Mora(da)
Mora(da) - Mora Dá Arte a Todos is a participatory art project in which four co-creation artist residencies are held in the towns of the municipality of Mora (Brotas, Cabeção, Pavia, and Mora), with the aim of highlighting the unique qualities of the region’s various places and people.
Drawing on the unique characteristics of these territories, four contemporary artists were invited to work with local communities, artists, and organizations, creating new spaces for sharing and creativity. The focus was on collective creation, with the goal of establishing a deep connection between artistic production and local identity.
The public exhibitions of the results were moments of communion and sharing, exploring new ways of accessing contemporary culture in the country’s inner regions.
After two years of work in Mora, we came to know its roads, places, and people. From the streets to the schools, from the squares to the gardens, a shared portrait of this place was created - a new cultural home.
November 2023 - November 2025
Mariana Dias Coutinho
Manuel Tainha
Filipa Almeida
Municipal Council of Mora
Mora School Group
Mora Senior University
De Mão em Mão
Over the course of nine months, artist Rui Horta Pereira got to know Pavia and its residents through various artistic endeavors.
With the participation of day centers Lar de Santa Isabel and Grupo do Andamento, the Santa Casa da Misericórdia de Pavia Choir, and the “As Cachopas” Choir, clay served as a blank canvas. This gave rise to cubic sculptures that carry drawings of the community’s inner worlds - the things they love and the places they hold in their memories.
The final exhibition, held at the town bandstand, brought generations together around a table where everyone was invited to play: connecting ideas, understanding the links between different fragments, building, exploring, or summoning stories. It served as a pretext to activate memory, foster dialogue, bring out laughter, and encourage people to speak up.
Sussurro da Água
From informal gatherings in the village of Brotas - at day cares, in cafés, on the streets, and in places where people come together - the artist collected memories, poems, stories, and feelings tied to water and the land.

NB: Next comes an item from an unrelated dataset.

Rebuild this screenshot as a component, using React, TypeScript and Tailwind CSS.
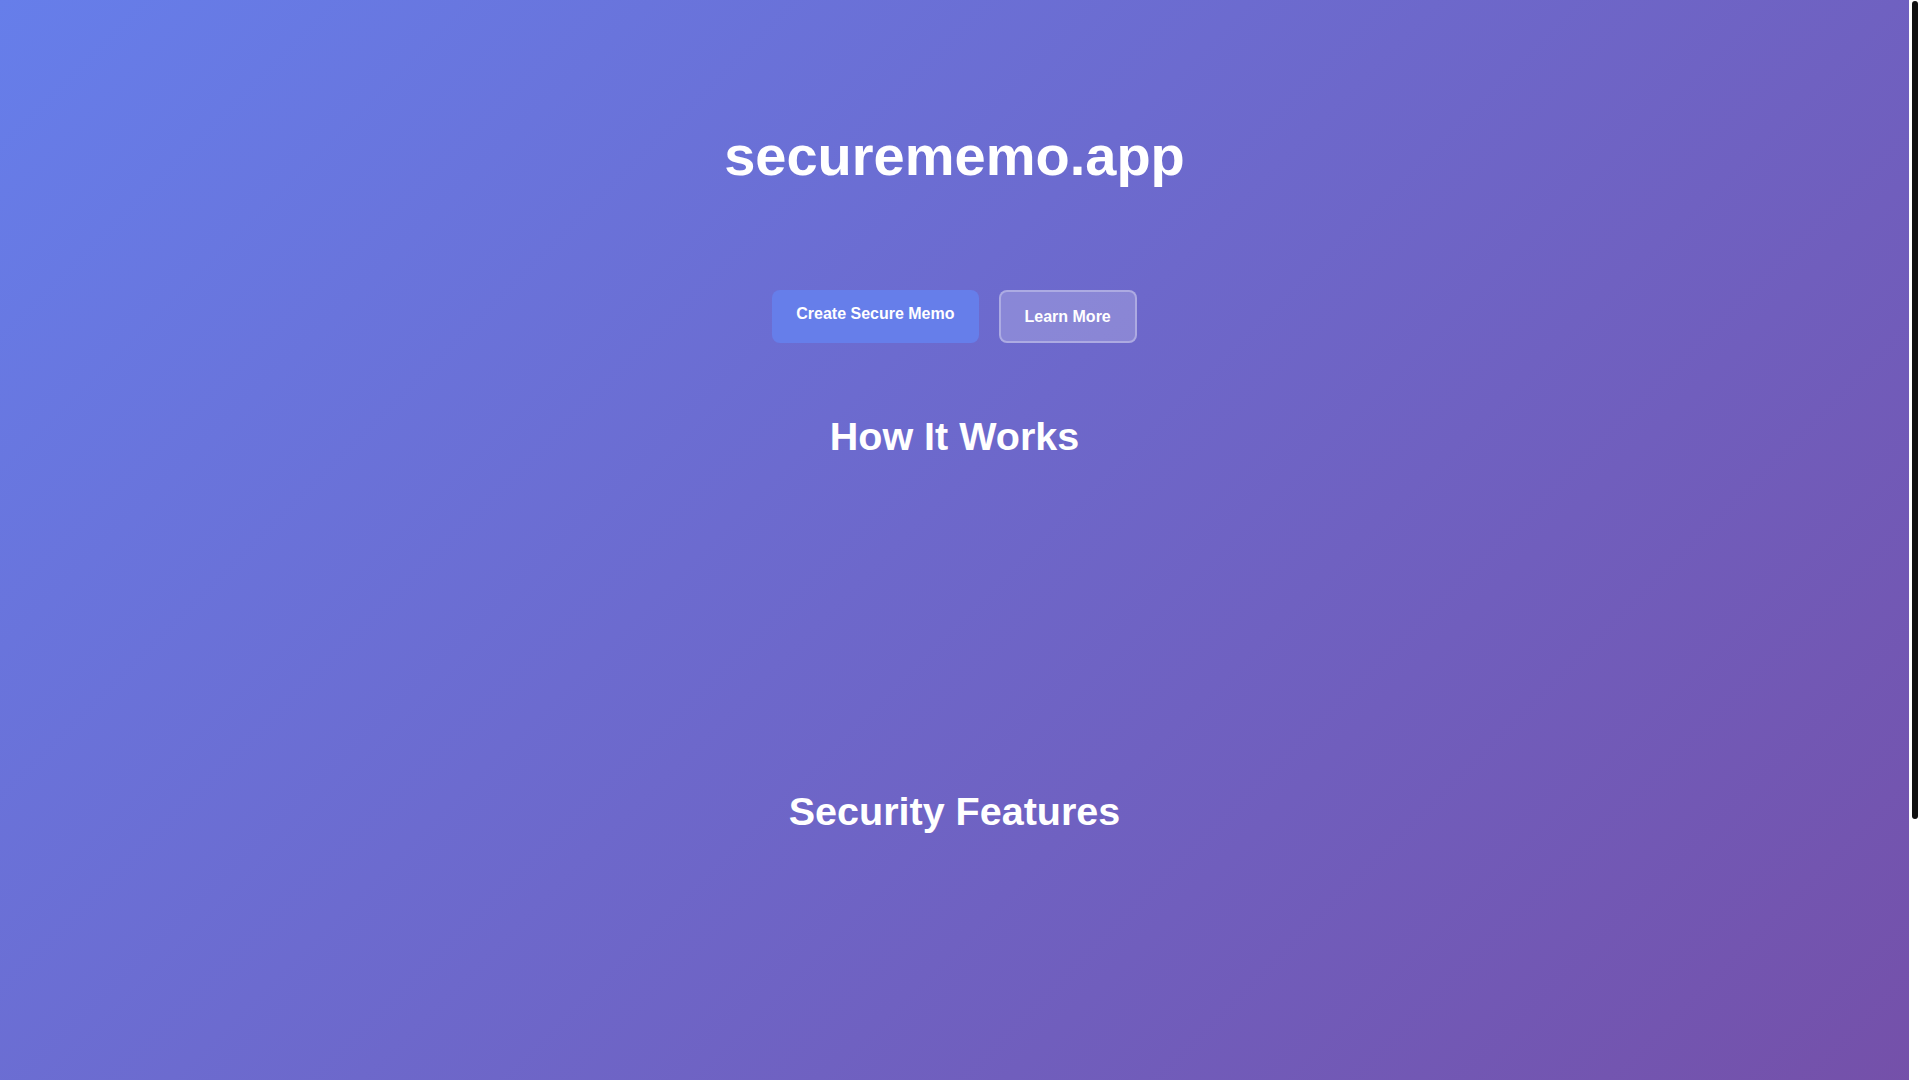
import React from "react";

const App: React.FC = () => {
  return (
    <div
      className="h-screen overflow-hidden flex"
      style={{ fontFamily: '"Liberation Sans", Arial, Helvetica, sans-serif' }}
    >
      {/* --- Page --- */}
      <div className="flex-1 h-[1424px] bg-[linear-gradient(135deg,#667eea_0%,#764ba2_100%)] text-white flex flex-col items-center pt-[122px]">
        {/* --- Hero --- */}
        <h1 className="text-[56px] leading-[1.2] font-bold">securememo.app</h1>

        <div className="mt-[101px] flex gap-[20px]">
          <button className="h-[53px] px-6 pb-[5px] flex items-center rounded-lg bg-[#667eea] text-white text-base font-bold">
            Create Secure Memo
          </button>
          <button className="h-[53px] px-6 flex items-center rounded-lg bg-white/20 border-2 border-white/30 text-white text-base font-bold">
            Learn More
          </button>
        </div>

        {/* --- How It Works --- */}
        <h2 className="mt-[70px] text-[39.5px] leading-[1.2] font-bold">How It Works</h2>
        <div className="h-[327px]" />

        {/* --- Security Features --- */}
        <h2 className="text-[39.5px] leading-[1.2] font-bold">Security Features</h2>
      </div>

      {/* --- Scrollbar --- */}
      <div className="w-[11px] shrink-0 bg-white pl-[3px]">
        <div className="mt-[1px] w-[6px] h-[818px] rounded-full bg-[#111111]" />
      </div>
    </div>
  );
};

export default App;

In workshops with the residents, they reflected on “What makes Brotas a place of affection?” Using natural pigments, each participant painted a symbol of their relationship with the land. The result was a circular painting on fabric, where words, drawings, and gestures intersect to form an affective map of the village. The legend of Nossa Senhora de Brotas paved the way for a spiritual imagination that, through the hands of the residents of the Lar da Associação de Reformados de Brotas, took shape in a small altar of clay sculptures. The artist’s encounter with the local potter, José Ramalhão, led to a sharing of practices and reflections on working with clay, from which three ceramic pieces emerged.
The project culminated in an exhibition at the village’s old laundry sink - a washhouse and gathering place - where the created pieces were displayed and local songs and poems were shared by the singing group Grupo de Cantares de Brotas and by the poet, Luís Lino. The works invited a collective listening, attentive to the shapes of memory.
Ponto Casa
The artist conducted a residency based on a study of local traditions, artists, crafts, and materials, and developed a project in collaboration with the local community.
In the initial phase, open discussion sessions were organized at the Casa da Cultura for everyone to attend, focusing on the cultural needs of the area, the history of this space, and possibilities for the future.
Students from the theater group at the Mora Elementary and Secondary School were invited to participate in the project. Drawing from the photographic archive of António Gonçalves Pedro (1927–1999), a local photographer unknown to the young people, we looked at the places of our daily lives and traced the outlines of these images in charcoal on linen. The embroidery group from the Associação de Reformados Pensionistas e Idosos de Mora shared local embroidery, textiles, and songs that inspired the creative process and were presented in the final exhibition.
The Casa da Cultura, designed by architect Manuel Tainha, the artist’s grandfather, hosted the exhibition Ponto Casa, where he presented his original work in dialogue with the results of the process of engagement with the Mora community.
Cabeção no Coração
The artist began the project by conducting an emotional survey of the residents of Cabeção, using “Dream Boxes” containing questions about their hopes, dreams, and memories.
A series of workshops were developed with the Senior University, where the women of Cabeção shared their inner worlds by creating postcards using collage, painting, and drawing; writing messages to loved ones who are far away; and making sculptures out of modeling clay of personal objects.
These experiences with the local population led to the discovery of a photographic archive belonging to the Cabeção Cultural, Sports, and Recreational Center (CCDRC) that depicted local life in the 1970s and 1980s. These images served as a catalyst for connecting with the community, the places, and the people of Cabeção.
The residency culminated in the exhibition “Open Museum”, which opened in April 2024 at the Cabeção Cultural Center. The results of the workshops were presented, along with a fanzine about the process and an installation of cutouts illustrating the relationship with the community. The walls were filled with archival photographs and testimonies from the local population—pages of a book in progress, in which people were invited to interact and map the history of the village.